Scott Myles ‘This Way Out’

Installation view, This Way Out, The Modern Institute, Aird's Lane, 2017
The Modern Institute, 3 Aird's Lane, Glasgow
25/03/2017—06/05/2017

For Scott Myles’s fourth solo exhibition at The Modern Institute and his first within the exhibition space at Aird’s Lane, Myles will relocate his studio into the gallery space for the duration of the exhibition. Myles has designed a number of new tools which will be located in the gallery, such as a bespoke exposure unit for screen-printing, and a shelving system based on one from his Glasgow studio, designed to accumulate artefacts over the course of the exhibition. This Way Out is a project that will allow an exploration of Myles’s practice within the context of a public exhibition. He will develop new and ongoing ideas while utilising the exhibition space as a site of production and simultaneous display. Throughout the six-week cycle of the show, announcements will be made inviting local and wider audiences to attend events, screenings and collaborative activities. Further events will happen on an ad-hoc basis, in a spontaneous nature.

Myles describes This Way Out as a ‘kind of displacement’, and cites a key motivation for the exhibition as a number of print based paintings produced over the last two years for solo shows in Berlin and Tokyo. Each painting has the exact dimensions of Myles’s studio door, and seen in this light, the seemingly arbitrary dimensions of 204 × 120cm become specific and meaningful – a reference to the portal and threshold whereby Myles’s artworks pass from the site of their creation into the wider world. In this latest iteration of Myles’s artistic practice, the actual contents from his studio are transferred into the exhibition space, bringing about a mediation on context and site specificity. This Way Out is a realisation of Myles’s ongoing ambition to construct situations, and reveals his interest in the role of the artist in the wider world, and his ongoing engagement with contingency and chance.

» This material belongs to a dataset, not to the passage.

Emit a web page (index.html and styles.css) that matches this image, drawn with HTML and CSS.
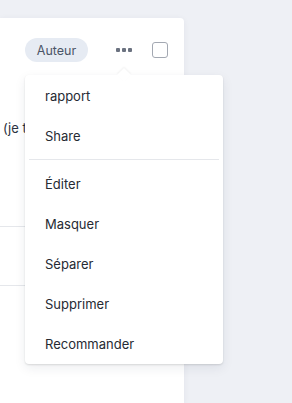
FILE: index.html
```html
<!DOCTYPE html>
<html lang="fr">
<head>
  <meta charset="UTF-8">
  <meta name="viewport" content="width=device-width, initial-scale=1.0">
  <title>Message</title>
  <link rel="stylesheet" href="styles.css">
</head>
<body>
  <div class="page">
    <div class="card">
      <div class="card-head">
        <span class="badge">Auteur</span>
        <button class="more" aria-label="Plus">
          <span></span><span></span><span></span>
        </button>
        <span class="check"></span>
      </div>
      <p class="card-text">(je t'aime bien)</p>
      <div class="row row-first"></div>
      <div class="row"></div>
    </div>

    <!-- menu ouvert sous le bouton "..." -->
    <div class="menu">
      <div class="menu-item">rapport</div>
      <div class="menu-item">Share</div>
      <div class="menu-sep"></div>
      <div class="menu-item">Éditer</div>
      <div class="menu-item">Masquer</div>
      <div class="menu-item">Séparer</div>
      <div class="menu-item">Supprimer</div>
      <div class="menu-item">Recommander</div>
    </div>
  </div>
</body>
</html>
```

FILE: styles.css
```css
body {
  margin: 0;
  background-color: #eef0f5;
  font-family: Inter, "Noto Sans", sans-serif;
  overflow: hidden;
}

.page {
  position: relative;
  height: 403px;
  padding-top: 18px;
  box-sizing: border-box;
}

.card {
  width: 184px;
  height: 385px;
  background-color: #fff;
  border-radius: 0 4px 0 0;
  box-shadow: 0 1px 6px rgba(30, 40, 70, 0.06);
  overflow: hidden;
}

.card-head {
  display: flex;
  align-items: center;
  height: 24px;
  padding: 20px 0 0 25px;
}

.badge {
  display: flex;
  align-items: center;
  justify-content: center;
  width: 63px;
  height: 24px;
  border-radius: 12px;
  background-color: #e6ebf3;
  color: #4b5567;
  font-size: 12.5px;
}

.more {
  display: flex;
  gap: 2px;
  margin-left: 28px;
  padding: 0;
  border: none;
  background: none;
}

.more span {
  width: 4px;
  height: 4px;
  background-color: #6b7280;
  border-radius: 1px;
}

.check {
  width: 14px;
  height: 14px;
  margin-left: 20px;
  border: 1px solid #a3a8b2;
  border-radius: 3px;
}

.card-text {
  margin: 58px 0 0 3px;
  line-height: 16px;
  font-size: 13px;
  color: #2c3340;
  white-space: nowrap;
}

.row {
  height: 58px;
  border-bottom: 1px solid #e5e7eb;
}

.row-first {
  height: 90px;
}

.menu {
  position: absolute;
  top: 75px;
  left: 25px;
  width: 198px;
  padding-top: 1px;
  background-color: #fff;
  border-radius: 4px;
  box-shadow: 0 1px 2px rgba(0, 0, 0, 0.12), 0 4px 12px rgba(30, 40, 70, 0.08);
}

.menu::before {
  content: "";
  position: absolute;
  top: -5px;
  left: 94px;
  width: 10px;
  height: 10px;
  background-color: #fff;
  transform: rotate(45deg);
  box-shadow: -1px -1px 2px rgba(0, 0, 0, 0.05);
}

.menu-item {
  position: relative;
  display: flex;
  align-items: center;
  height: 40px;
  padding-left: 20px;
  font-size: 13px;
  color: #262a33;
}

.menu-sep {
  height: 1px;
  margin: 3px 4px 4px;
  background-color: #e5e7eb;
}
```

Viewers will have access to the gallery during normal opening hours Thursday to Saturday (12 until 5pm) each week, allowing direct access to Myles as he works on an ongoing exhibition. Newsletters will be randomly generated on a weekly basis – taking images and texts from the studio gallery, and submissions from invited contributors – to create an automated PDF and webpage. These newsletters can be generated, viewed and downloaded at:
www.studioscottmyles.com/this-way-out. This Way Out will culminate with a closing reception on the final evening of the exhibition, Friday 28th April 7 — 9pm.

Scott Myles’s practice is both conceptually based and strongly gestural. He expresses his ideas in varied materials and in many mediums including: sculpture, printmaking, painting, text, drawing, photography and performance. He often combines different artistic processes within single artworks or as part of gallery- based installations. Furthermore, his works may take shape as print-based paintings, for instance, or as large-scale sculptures, but can just as well consist of ephemeral gestures or actions. These varied approaches are a means of exploring his own artistic language and research interests. Key among these are: gift exchange as a forging of reciprocal obligations and relationships; art’s interaction with economics and the status of art-making as a form of work and/ or as a refusal of work; and the question of how psychological or subjective dimensions might register in the very materials and structures of our physical environment.

Scott Myles (born 1975, Dundee) graduated in Fine Art Drawing & Painting at Duncan of Jordanstone College of Art and Design, Dundee, in 1997. He attended MFA seminars with Ken Lum at the University of British Columbia in Vancouver, Canada, where he lived in 1998, and moved to Glasgow in 1999 where he continues to live and work. He has been the subject of numerous solo exhibitions and projects, including: Potlatch, Lafayette Maison, Paris (in collaboration with Foundation Lafayette); This Production, Dundee Contemporary Arts, Dundee; and Kunsthalle Zurich.

Group exhibitions include: Polygraphs, Gallery of Modern Art, Glasgow; Apparitions: Frottages and Rubbings from 1860 till now, Hammer Museum, Los Angeles & Menil Collection, Houston; DLA Piper Series: This is Sculpture, Conversation Pieces, Tate Liverpool; Contemporary Scottish Art: New Acquisitions & Loans, Scottish National Gallery of Modern Art, Edinburgh; Blasted Allegories, Works from the Ringier Collection, Kunstmuseum Luzern; On interchange/Interludes of a collection, Museum Kurhaus Kleve; Theorema, Collection Lambert en Avignon; Image/Text, Tate Modern, London.

Myles’ artworks are held in many private and public museum collections including Tate, London; Museum of Modern Art, New York; Hammer Museum, Los Angeles; British Council Collection, UK; Scottish National Gallery of Modern Art, Edinburgh and Gallery of Modern Art, Glasgow.

In 2016, Myles was awarded an Andrew W Mellon Research Fellowship to support his research at SITE in New York and the Virginia Historical Society in Richmond USA.

Scott Myles will undertake a Cove Park Artists Residency during summer 2017.